Of course it’s not just the banking industry that’s looking to mobile. There are an increasing number of businesses describing themselves as “mobile first” that are serving customers on mobile at every step of their journey.
“Delivering a full-service mobile experience is fundamentally important today when trying to reach, engage and retain modern mobile-first audiences,” says Julian Smith, head of strategy and innovation at mobile strategy agency Fetch. “For mobile app-only businesses like Uber, it is business critical. If you are a traditional brand or business, with a high street presence, it will provide a competitive advantage, especially when targeting younger adult audiences.”
These mobile-first businesses are interacting with customers on the platform from the very start. The audience numbers on mobile make it the most sensible place to fish for new customers. According to Refused Car Finance, 85 per cent of its audience views its website on mobile and more than 80 per cent of its conversions are completed using a mobile device. “Advertising on Facebook is one of the key ways for us to reach our target audience, so our recent campaigns have been tailored to mobile users exclusively,” says managing director Craig Rutherford.
“Using features within the campaign manager section of Facebook, we were able to analyse our audience and identify which devices they were viewing our advert campaigns and Facebook page on. We changed our adverts to display only to those on a mobile device and created effective landing pages for the campaign that were mobile optimised. We identified our customer touchpoints to ensure we had an overall holistic view to fully track the customer journey at all stages.”
There are many businesses that after securing a sale deliver their service through mobile touchpoints. Monzo lets customers handle their finances at the push of a button. Companies such as Uber are offering an offline commodity delivered through a mobile service. People order cabs though the app and can then be contacted directly by drivers on their mobiles. By taking the customer through the service on mobile, companies are able to track their activities and therefore get to know their customers better.
How it works
“Data lies at the heart of managing a full customer life cycle through mobile,” says Mr Smith. “Data and insights need to direct everything companies do from acquisition to delivery to retention. For service delivery, companies need to understand the depth of engagement customers have with mobile services and optimise these to reduce friction and provide a more seamless experience.”

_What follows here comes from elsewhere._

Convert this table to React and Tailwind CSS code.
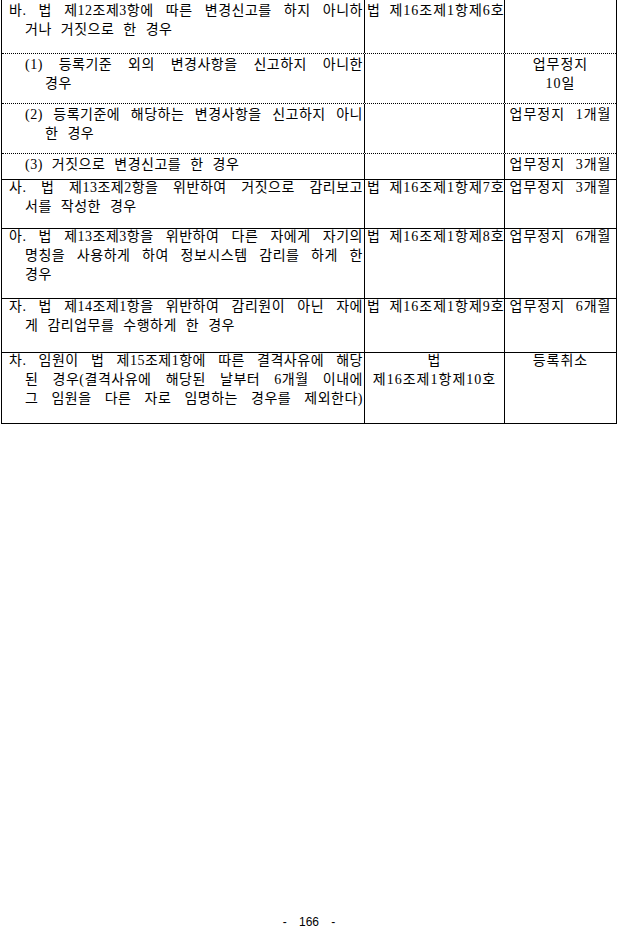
import React from 'react';

// 행정처분 기준표 (계속) - 한 줄씩 끊어서 원문 줄바꿈 유지
const rows = [
    {
        h: 'h-[53px]',
        top: '',
        pad: 'pt-[1px]',
        lines: ['바. 법 제12조제3항에 따른 변경신고를 하지 아니하', '거나 거짓으로 한 경우'],
        law: ['법 제16조제1항제6호'],
        penalty: [],
    },
    {
        h: 'h-[50px]',
        top: 'border-t border-dotted',
        pad: 'pt-[1px]',
        sub: true,
        lines: ['(1) 등록기준 외의 변경사항을 신고하지 아니한', '경우'],
        law: [],
        penalty: ['업무정지', '10일'],
    },
    {
        h: 'h-[50px]',
        top: 'border-t border-dotted',
        pad: 'pt-[1px]',
        sub: true,
        lines: ['(2) 등록기준에 해당하는 변경사항을 신고하지 아니', '한 경우'],
        law: [],
        penalty: ['업무정지 1개월'],
    },
    {
        h: 'h-[26px]',
        top: 'border-t border-dotted',
        pad: 'pt-[1px]',
        sub: true,
        lines: ['(3) 거짓으로 변경신고를 한 경우'],
        law: [],
        penalty: ['업무정지 3개월'],
    },
    {
        h: 'h-[49px]',
        top: 'border-t border-solid',
        lines: ['사. 법 제13조제2항을 위반하여 거짓으로 감리보고', '서를 작성한 경우'],
        law: ['법 제16조제1항제7호'],
        penalty: ['업무정지 3개월'],
    },
    {
        h: 'h-[70px]',
        top: 'border-t border-solid',
        lines: ['아. 법 제13조제3항을 위반하여 다른 자에게 자기의', '명칭을 사용하게 하여 정보시스템 감리를 하게 한', '경우'],
        law: ['법 제16조제1항제8호'],
        penalty: ['업무정지 6개월'],
    },
    {
        h: 'h-[54px]',
        top: 'border-t border-solid',
        lines: ['자. 법 제14조제1항을 위반하여 감리원이 아닌 자에', '게 감리업무를 수행하게 한 경우'],
        law: ['법 제16조제1항제9호'],
        penalty: ['업무정지 6개월'],
    },
    {
        h: 'h-[72px]',
        top: 'border-t border-b border-solid',
        lines: ['차. 임원이 법 제15조제1항에 따른 결격사유에 해당', '된 경우(결격사유에 해당된 날부터 6개월 이내에', '그 임원을 다른 자로 임명하는 경우를 제외한다)'],
        lastFull: true,
        law: ['법', '제16조제1항제10호'],
        lawCenter: true,
        penalty: ['등록취소'],
    },
];

function Row({ row }) {
    const pad = row.pad || '-mt-[2px]';
    return (
        <div className={`flex border-black ${row.top} ${row.h}`}>
            <div className="w-[363px] shrink-0 border-r border-solid border-black pl-[7px] pr-[1px] tracking-[0.5px] [word-spacing:5px]">
                <div className={pad}>
                    {row.lines.map((line, i) => {
                        const last = i === row.lines.length - 1 && !row.lastFull;
                        let indent = '';
                        if (row.sub) indent = i === 0 ? 'pl-[16px]' : 'pl-[36px]';
                        else if (i > 0) indent = 'pl-[16px]';
                        return (
                            <div key={i} className={`${indent} ${last ? 'text-left' : 'text-justify [text-align-last:justify]'}`}>
                                {line}
                            </div>
                        );
                    })}
                </div>
            </div>
            <div className={`w-[140px] shrink-0 border-r border-solid border-black tracking-[1px] [word-spacing:4px] whitespace-nowrap ${row.lawCenter ? 'text-center' : 'pl-[2px]'}`}>
                <div className={pad}>
                    {row.law.map((t, i) => (
                        <div key={i}>{t}</div>
                    ))}
                </div>
            </div>
            <div className="flex-1 text-center tracking-[1px] [word-spacing:6px] whitespace-nowrap">
                <div className={pad}>
                    {row.penalty.map((t, i) => (
                        <div key={i}>{t}</div>
                    ))}
                </div>
            </div>
        </div>
    );
}

export default function App() {
    return (
        <div className="h-[930px] flex flex-col bg-white text-black font-['Liberation_Serif','Noto_Sans_CJK_KR',serif] text-[14px] leading-[19px]">
            <div className="ml-[1px] w-[616px] border-l border-r border-solid border-black">
                {rows.map((row, i) => (
                    <Row key={i} row={row} />
                ))}
            </div>
            <div className="mt-auto h-[15px] text-center text-[12px] leading-[14px] font-['Liberation_Sans','Noto_Sans_CJK_KR',sans-serif] [word-spacing:9px]">
                - 166 -
            </div>
        </div>
    );
}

If a brand can produce helpful content, as well as their core service, it can remain at the forefront of a customer’s mind without becoming an annoyance
By understanding a customer’s behaviour and preferences, a company can deliver personalised experiences that will help with the next step of the journey, retention and aftersales care. If a company understands when someone usually requires its service, it can create relevant and timely offers, giving the customer what they need and keeping them engaged.
“The mobile life cycle also depends on delivery and aftersales messaging,” explains Marise Treseder, head of marketing at Zeta Interactive. “Proving you care beyond the point of purchase will build loyalty and keep customers coming back for more. And while push messaging can feel intrusive if it comes at the wrong moment, a timely contact can reinforce a positive perception of the brand and its emphasis on customer care. Eurostar’s customer satisfaction survey text messages, for example, arrive as you pull into your destination station and are a great example of time-sensitive messages that reinforce positive perceptions which begin to address any service issues.”
Of course, with any business strategy there are pitfalls. One of the benefits of managing a customer life cycle through mobile is that you are always with them. Using a mobile is a more personal experience, so when a brand has a customer in that kind of space, it needs to be respectful. “It’s a fine line between being helpful and intrusive, and brands need to be careful in how they are tracking and proactively contacting customers on mobile,” says Ms Treseder.
One of the ways a brand can mitigate this is by adding another thread of conversation with the customer that has nothing to do with sales. If a brand can produce helpful content, as well as their core service, it can remain at the forefront of a customer’s mind without becoming an annoyance. Columbia Sportswear is a good example of this. The brand developed an app called What Knot to Do, which gives customers guidance on how to tie various different knots.
“Almost entirely devoid of sales material, the app transcends the transaction, encouraging engagement with their existing audience and tapping into new customers by establishing Columbia as a relevant and helpful brand for sailing customers,” says Ms Treseder. “Creating a ‘mobile value exchange’ where customers feel like they are getting as much as they give on their smartphones will help brands to deepen engagement and drive loyalty beyond the transaction.”